Students with Stitches for Peace sell their creations in Buntrock Commons.

The simple mission of the student knit-to-serve group Stitches for Peace hasn't changed a bit in the past year, but its membership sure has.

Last year the organization had roughly half a dozen members. This year the group’s email list is 93 students strong, and so many participants show up at weekly meetings that co-leaders Rachel Butler '12 and Josalan Sullivan '12 have scrambled to keep enough supplies on hand.

"We had about 25 people at our first meeting, and people keep coming back and bringing their friends," Butler says.

Stitches for Peace students meet each Monday at 7 p.m. in the Mellby Lounge to knit and crochet a variety of projects ranging from scarves to sweaters. They then sell their projects and donate the proceeds to organizations that benefit the global community, such as the Heifer Project.
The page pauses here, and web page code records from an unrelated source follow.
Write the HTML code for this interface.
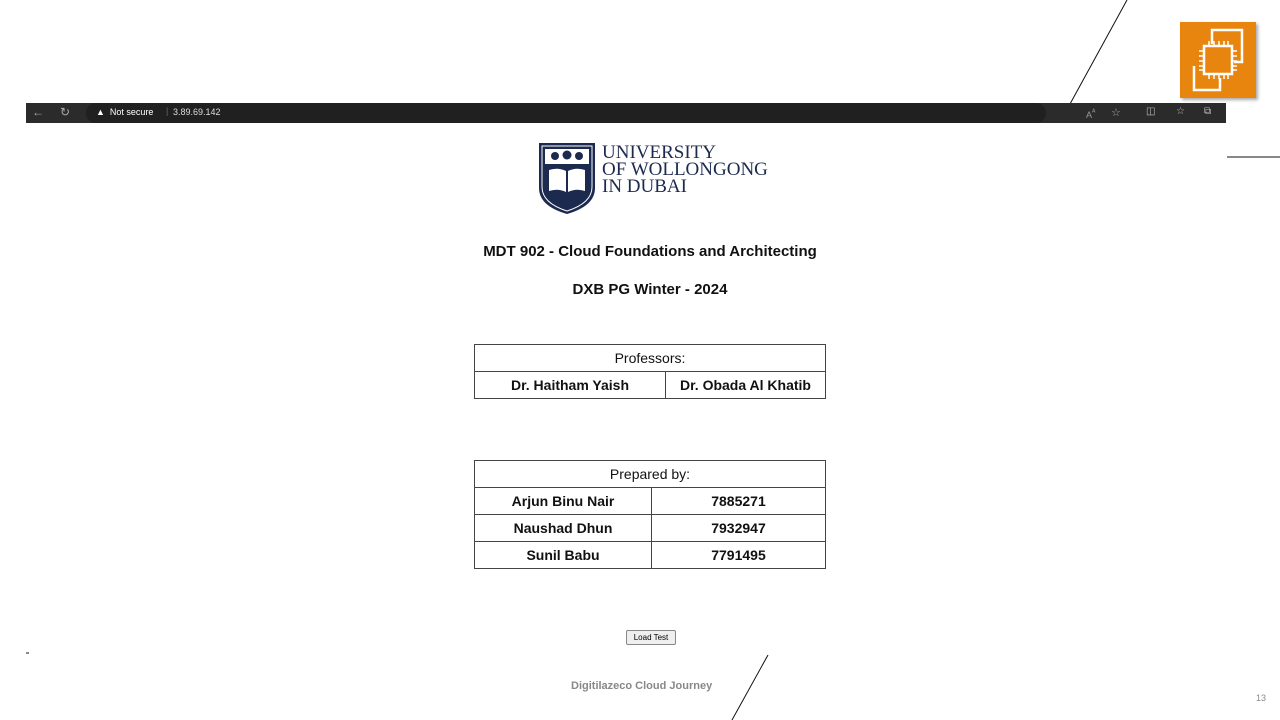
<!DOCTYPE html>
<html><head><style>
body{margin:0;width:1280px;height:720px;background:#fff;position:relative;overflow:hidden;font-family:"Liberation Sans",sans-serif}
.abs{position:absolute}
.bar{left:26px;top:103px;width:1200px;height:20px;background:#2b2b2b;color:#ddd;font-size:9px}
table{position:absolute;border-collapse:collapse;font-size:14px;color:#111}
td{border:1px solid #444;text-align:center;height:26px;padding:0}
.b{font-weight:bold}
.t{left:0;width:1300px;text-align:center;font-weight:bold;font-size:15px;color:#111}
</style></head><body>
<svg class="abs" style="left:0;top:0" width="1280" height="720">
<line x1="1127" y1="0" x2="1070" y2="104" stroke="#111" stroke-width="1"/>
<line x1="768" y1="655" x2="732" y2="720" stroke="#111" stroke-width="1"/>
<line x1="1227" y1="157" x2="1280" y2="157" stroke="#111" stroke-width="1"/>
<line x1="26" y1="653" x2="29" y2="653" stroke="#111"/>
</svg>
<div class="abs" style="left:1180px;top:22px;width:76px;height:76px;background:#e8850f;box-shadow:2px 2px 3px #aaa">
<svg width="76" height="76" viewBox="0 0 76 76" fill="none" stroke="#fff" stroke-width="2.5">
<path d="M14 44 V68 H40 V56"/><path d="M32 22 V8 H62 V40 H54"/>
<rect x="24" y="24" width="28" height="28"/>
<path d="M29 19v5M34 19v5M39 19v5M44 19v5M48 19v5M29 52v5M34 52v5M39 52v5M44 52v5M48 52v5M19 29h5M19 34h5M19 39h5M19 44h5M19 48h5M52 29h5M52 34h5M52 39h5M52 44h5M52 48h5" stroke-width="1.5"/>
</svg></div>
<div class="abs bar">
<span class="abs" style="left:6px;top:2px;font-size:12px;color:#aaa">←</span>
<span class="abs" style="left:34px;top:2px;font-size:12px;color:#aaa">↻</span>
<span class="abs" style="left:60px;top:0;width:960px;height:20px;background:#202020;border-radius:10px"></span>
<span class="abs" style="left:70px;top:4px;color:#fff">▲&nbsp; Not secure</span>
<span class="abs" style="left:140px;top:3px;color:#666">|</span>
<span class="abs" style="left:147px;top:4px;color:#ddd">3.89.69.142</span>
<span class="abs" style="left:1060px;top:4px;color:#999">A<sup>ᴬ</sup></span>
<span class="abs" style="left:1085px;top:3px;color:#aaa;font-size:11px">☆</span>
<span class="abs" style="left:1120px;top:3px;color:#bbb;font-size:10px">◫</span>
<span class="abs" style="left:1150px;top:3px;color:#bbb;font-size:10px">☆</span>
<span class="abs" style="left:1178px;top:3px;color:#bbb;font-size:10px">⧉</span>
</div>
<svg class="abs" style="left:537px;top:140px" width="60" height="76" viewBox="0 0 60 76">
<path d="M2 3 H58 V48 Q58 66 30 74 Q2 66 2 48Z" fill="#1c2a4f"/>
<path d="M5 6 H55 V47 Q55 63 30 71 Q5 63 5 47Z" fill="none" stroke="#fff" stroke-width="1"/>
<path d="M8 9 H52 V24 H8Z" fill="#fff"/>
<circle cx="18" cy="16" r="4" fill="#1c2a4f"/><circle cx="30" cy="15" r="4.5" fill="#1c2a4f"/><circle cx="42" cy="16" r="4" fill="#1c2a4f"/>
<path d="M12 30 Q21 27 29 31 V52 Q21 48 12 51Z M31 31 Q39 27 48 30 V51 Q39 48 31 52Z" fill="#fff"/>
</svg>
<div class="abs" style="left:602px;top:144px;font-family:'Liberation Serif',serif;font-size:19px;line-height:17px;color:#1c2a4f">UNIVERSITY<br>OF WOLLONGONG<br>IN DUBAI</div>
<div class="abs t" style="top:243px">MDT 902 - Cloud Foundations and Architecting</div>
<div class="abs t" style="top:281px">DXB PG Winter - 2024</div>
<table style="left:474px;top:344px;width:352px">
<tr><td colspan="2">Professors:</td></tr>
<tr><td class="b" style="width:190px">Dr. Haitham Yaish</td><td class="b">Dr. Obada Al Khatib</td></tr>
</table>
<table style="left:474px;top:460px;width:352px">
<tr><td colspan="2">Prepared by:</td></tr>
<tr><td class="b" style="width:176px">Arjun Binu Nair</td><td class="b">7885271</td></tr>
<tr><td class="b">Naushad Dhun</td><td class="b">7932947</td></tr>
<tr><td class="b">Sunil Babu</td><td class="b">7791495</td></tr>
</table>
<div class="abs" style="left:626px;top:630px;width:48px;height:13px;border:1px solid #888;border-radius:2px;background:#efefef;font-size:8px;text-align:center;line-height:13px">Load Test</div>
<div class="abs" style="left:571px;top:680px;font-size:11px;font-weight:bold;color:#888">Digitilazeco Cloud Journey</div>
<div class="abs" style="left:1256px;top:693px;font-size:9px;color:#888">13</div>
</body></html>
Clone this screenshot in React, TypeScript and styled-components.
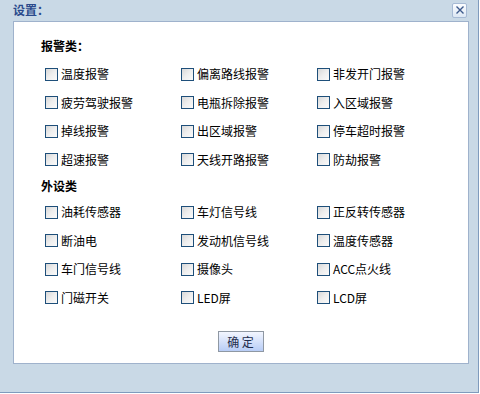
import styled, { createGlobalStyle } from "styled-components";

const GlobalStyle = createGlobalStyle`
  body {
    margin: 0;
    background: #ffffff;
    font-family: "Noto Sans CJK SC", "Liberation Sans", sans-serif;
    font-size: 12px;
  }
`;

const alarmItems = [
  "温度报警", "偏离路线报警", "非发开门报警",
  "疲劳驾驶报警", "电瓶拆除报警", "入区域报警",
  "掉线报警", "出区域报警", "停车超时报警",
  "超速报警", "天线开路报警", "防劫报警",
];

const deviceItems = [
  "油耗传感器", "车灯信号线", "正反转传感器",
  "断油电", "发动机信号线", "温度传感器",
  "车门信号线", "摄像头", "ACC点火线",
  "门磁开关", "LED屏", "LCD屏",
];

function App() {
  return (
    <>
      <GlobalStyle />
      <Window>
        <TitleBar>
          <Title>设置：</Title>
          <CloseButton>
            <svg width="10" height="10" viewBox="0 0 10 10">
              <path d="M1.5 1.5 L8.5 8.5 M8.5 1.5 L1.5 8.5" stroke="#3d5a8c" strokeWidth="1.4" />
            </svg>
          </CloseButton>
        </TitleBar>
        <Panel>
          <Heading>报警类：</Heading>
          <OptionGrid>
            {alarmItems.map((item) => (
              <Option key={item}>
                <CheckBox />
                <span>{item}</span>
              </Option>
            ))}
          </OptionGrid>
          <Heading $top={4}>外设类</Heading>
          <OptionGrid $top={4}>
            {deviceItems.map((item) => (
              <Option key={item}>
                <CheckBox />
                <span>{item}</span>
              </Option>
            ))}
          </OptionGrid>
          <Footer>
            <OkButton>确 定</OkButton>
          </Footer>
        </Panel>
      </Window>
    </>
  );
}

const Window = styled.div`
  width: 478px;
  height: 392px;
  background: #c9d9e6;
  border-right: 1px solid #7f9bbd;
  border-bottom: 1px solid #7f9bbd;
`;

const TitleBar = styled.div`
  height: 21px;
  display: flex;
  align-items: center;
  justify-content: space-between;
  padding: 0 10px 0 13px;
`;

const Title = styled.div`
  color: #2a4a8c;
  font-weight: bold;
  font-size: 12px;
  line-height: 16px;
  margin-top: -2px;
`;

const CloseButton = styled.div`
  width: 13px;
  height: 13px;
  display: flex;
  align-items: center;
  justify-content: center;
  background: linear-gradient(#fbfdff, #dde8f4);
  border: 1px solid #a7bbd5;
  border-radius: 2px;
  margin-top: -1px;
  margin-right: 1px;
`;

const Panel = styled.div`
  box-sizing: border-box;
  margin-left: 13px;
  width: 456px;
  height: 343px;
  background: #ffffff;
  border: 1px solid #9fb2cc;
  padding: 16px 0 0 27px;
`;

const Heading = styled.div<{ $top?: number }>`
  font-weight: bold;
  color: #000000;
  line-height: 16px;
  margin-top: ${(p) => p.$top ?? 0}px;
`;

const OptionGrid = styled.div<{ $top?: number }>`
  display: grid;
  grid-template-columns: repeat(3, 136px);
  grid-auto-rows: 28.5px;
  margin-top: ${(p) => p.$top ?? 6}px;
  padding-left: 4px;
`;

const Option = styled.label`
  display: flex;
  align-items: center;
  gap: 3px;
  color: #000000;
  line-height: 14px;
`;

const CheckBox = styled.span`
  width: 11px;
  height: 11px;
  border: 1px solid #1e4f7a;
  background: linear-gradient(135deg, #d8d8d8 0%, #eeeeee 50%, #fafafa 100%);
  flex-shrink: 0;
`;

const Footer = styled.div`
  display: flex;
  justify-content: center;
  margin-top: 19px;
  padding-right: 28px;
`;

const OkButton = styled.button`
  width: 46px;
  height: 21px;
  padding: 0;
  border: 1px solid #8f98a3;
  background: linear-gradient(#f3f6ff, #b8cdf6);
  color: #1f2d4d;
  font-family: "Noto Sans CJK SC", "Liberation Sans", sans-serif;
  font-size: 12px;
  line-height: 19px;
`;

export default App;
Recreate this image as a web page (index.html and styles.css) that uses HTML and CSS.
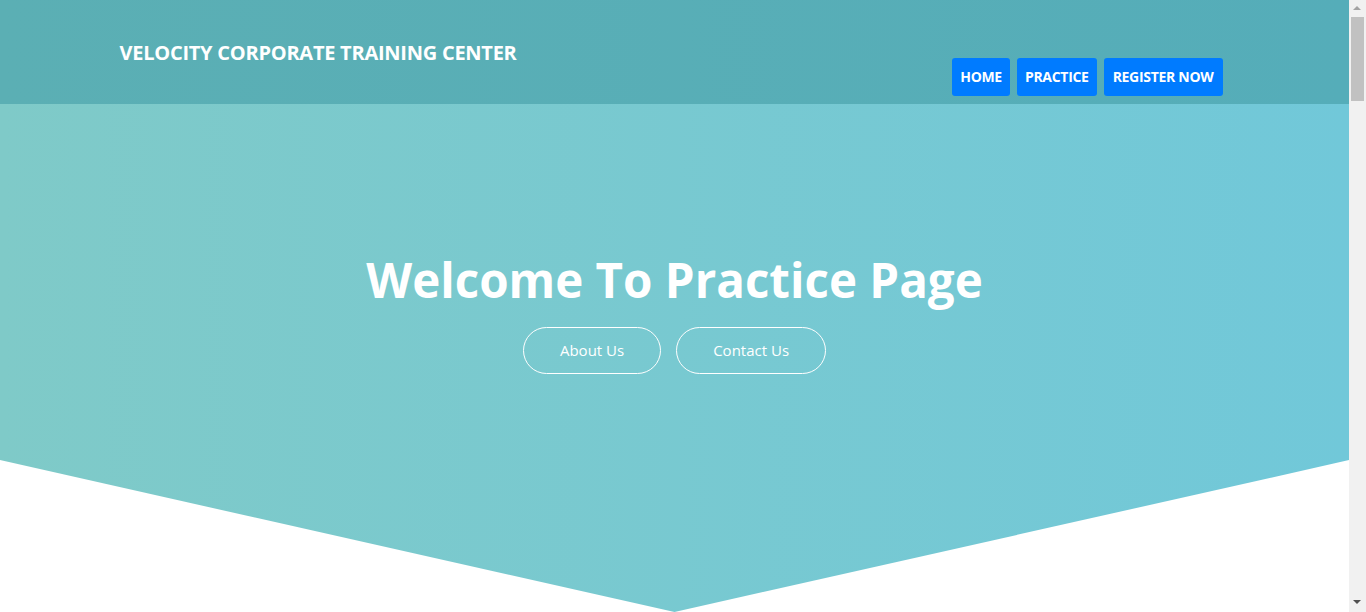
FILE: index.html
```html
<!DOCTYPE html>
<html lang="en">
<head>
<meta charset="utf-8">
<title>Velocity Corporate Training Center</title>
<link rel="stylesheet" href="styles.css">
</head>
<body>
<div class="page">
  <header class="site-header">
    <div class="container header-inner">
      <div class="brand">VELOCITY CORPORATE TRAINING CENTER</div>
      <nav class="nav">
        <a class="nav-btn" href="#">HOME</a>
        <a class="nav-btn" href="#">PRACTICE</a>
        <a class="nav-btn" href="#">REGISTER NOW</a>
      </nav>
    </div>
  </header>
  <section class="hero">
    <div class="hero-inner">
      <h1 class="hero-title">Welcome To Practice Page</h1>
      <div class="hero-actions">
        <a class="pill" href="#">About Us</a>
        <a class="pill" href="#">Contact Us</a>
      </div>
    </div>
  </section>
  <main class="below"></main>
</div>
<div class="scrollbar" aria-hidden="true">
  <span class="sb-arrow sb-up"></span>
  <span class="sb-thumb"></span>
  <span class="sb-arrow sb-down"></span>
</div>
</body>
</html>
```

FILE: styles.css
```css
* { box-sizing: border-box; }
html, body { margin: 0; padding: 0; }
html { scrollbar-width: none; }
html::-webkit-scrollbar { display: none; }
body {
  font-family: "Open Sans", "Noto Sans", sans-serif;
  background: #ffffff;
  color: #ffffff;
}
a { text-decoration: none; color: inherit; }

.page {
  margin-right: 17px;
}

.site-header {
  height: 104px;
  background: linear-gradient(to right, #5bafb4, #55adb9);
}
.container {
  max-width: 1140px;
  margin: 0 auto;
  padding: 0 15px;
}
.header-inner {
  display: flex;
  justify-content: space-between;
  align-items: flex-start;
  height: 104px;
}
.brand {
  margin-top: 40px;
  font-size: 20px;
  font-weight: 700;
  line-height: 26px;
  letter-spacing: -0.25px;
}
.nav {
  display: flex;
  gap: 7px;
  margin-top: 58px;
  margin-right: 7px;
}
.nav-btn {
  display: block;
  height: 38px;
  line-height: 38px;
  padding: 0 8px;
  background: #007bff;
  border-radius: 3px;
  font-size: 14px;
  font-weight: 700;
  letter-spacing: -0.3px;
}
.nav-btn:last-child {
  padding: 0 9px;
}

.hero {
  height: 508px;
  background: linear-gradient(to right, #7fcac8, #71c8d9);
  clip-path: polygon(0 0, 100% 0, 100% 70.1%, 50% 100%, 0 70.1%);
}
.hero-inner {
  display: flex;
  flex-direction: column;
  align-items: center;
  padding-top: 144px;
}
.hero-title {
  margin: 0;
  font-size: 47.5px;
  font-weight: 700;
  line-height: 64px;
}
.hero-actions {
  display: flex;
  gap: 15px;
  margin-top: 15px;
}
.pill {
  display: block;
  height: 47px;
  line-height: 45px;
  padding: 0 36px;
  border: 1px solid #ffffff;
  border-radius: 24px;
  font-size: 15px;
}
.below {
  display: block;
  height: 4300px;
}

.scrollbar {
  position: fixed;
  top: 0;
  right: 0;
  width: 17px;
  height: 100vh;
  background: #f1f1f1;
}
.sb-thumb {
  position: absolute;
  top: 17px;
  left: 2px;
  width: 13px;
  height: 84px;
  background: #c1c1c1;
}
.sb-arrow {
  position: absolute;
  left: 4px;
  width: 0;
  height: 0;
  border-left: 4px solid transparent;
  border-right: 4px solid transparent;
}
.sb-up {
  top: 6px;
  border-bottom: 4px solid #a3a3a3;
}
.sb-down {
  bottom: 8px;
  border-top: 4px solid #505050;
}
```
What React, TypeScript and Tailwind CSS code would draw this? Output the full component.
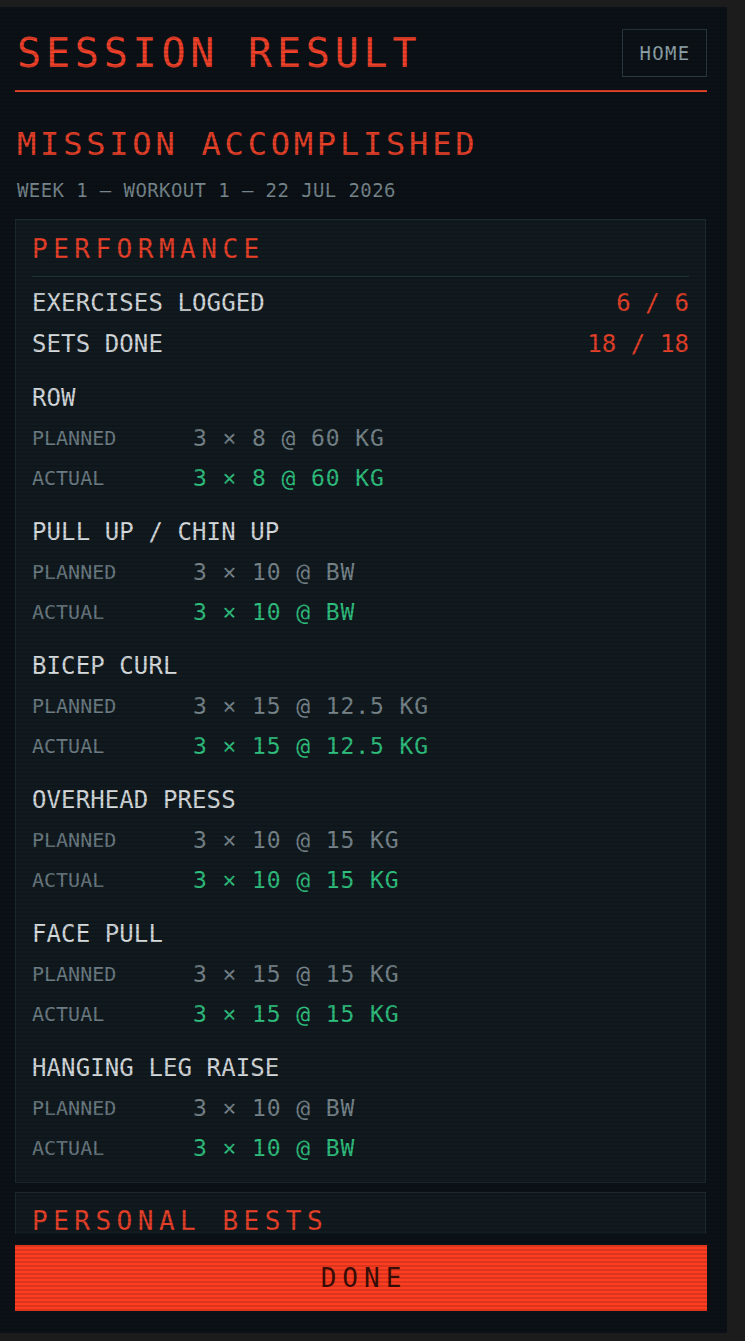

This year students will also donate some of their projects to nonprofit organizations within Northfield and the Twin Cities area.

Although Stitches for Peace has been on campus for six years, this is the first year the group has blossomed into a truly campuswide knitting community. Butler thinks that’s because the organization has created a warm community that welcomes people of all knitting abilities — or even no ability at all — and makes it fun to give back.

"Stitches for Peace is not your grandmother's knitting club. It's a place where strangers can gather with a common goal and leave as friends," she says. "It's a community with a purpose: to make the world a better place one stitch at a time. We are all connected by the thread of humanity, and by knitting for others we can touch lives halfway across the globe and in our own community."

Butler says she's happy to teach anyone who shows up how to knit, noting that one student who began learning at the first meeting this year is already completing a baby blanket. "Once you get the hang of it, it’s like magic how quickly the fabric is created," she says.

Anna Sewall '14 says she enjoys being part of the organization because she is able to accomplish several goals in the same evening. "I love meeting new people who share a passion for knitting. It feels good to relax after a busy day and know that you're helping someone in need at the same time," she says.

Another thing that draws people to Stitches for Peace is the fact that organizers provide knitting needles, crochet hooks, and yarn. Butler says supplying the materials is key to attracting people of all skill levels, but it also means that she’s always looking for donations of supplies from alumni, parents, faculty, and staff.

"The more supplies we have, the more items we can make and the more we can donate to humanitarian organizations," she says.